The fluorescence intensity in Fig. 5 was measured at phase shifter currents that are expected to be equally spaced on the delay time scale. This is based on the knowledge that the delay time produced by the phase shifter magnet is approximately proportional to the square of the phase shifter current23. An oscillation at the definite period (170.8 as) corresponding exactly to the transition frequency of 1s → 6p is observed in the spectrum. The contrast of the oscillation gradually decreases with increasing time delay, due to the energy spread of the electron beam23. The oscillation of the definite period enables us to calibrate the delay time with higher precision than the oscillation period.
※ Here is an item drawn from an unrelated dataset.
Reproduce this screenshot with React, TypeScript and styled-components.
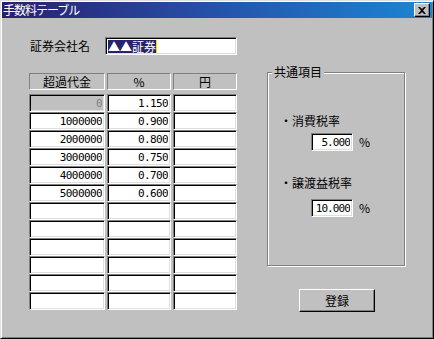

The blue curve in Fig. 5 shows the result obtained using the time-damped sinusoidal equation, \(I\left(t\right)\propto 1-\mathrm{exp}\left(-\gamma t\right)\mathrm{sin}\left({\omega }_{0}t+\varphi \right)\), fitted to the Ramsey spectrum2. Here, \(t, {\omega }_{0},\gamma ,\mathrm{ and} \varphi\) are the delay time between the light wave packet pair, the transition frequency of 1s → 6p, the parameter reflecting the reduction in the fringe contrast, and the phase at the phase shifter current of 0 A, respectively, and the latter two are the fitting parameters. Based on the general agreement between the observed fringe structure and the fitting, the delay is calibrated over the wide delay time range of 0–30 fs. The precision of the calibrated delay was estimated to be ~ 20 as from the residuals between the experiment and the fitting curves. Note that, for the absolute delay time between the light wave packet pair, the onset delay resulting from the electron slippage in the undulators and the electron travel between the two undulators must be added to the determined delay.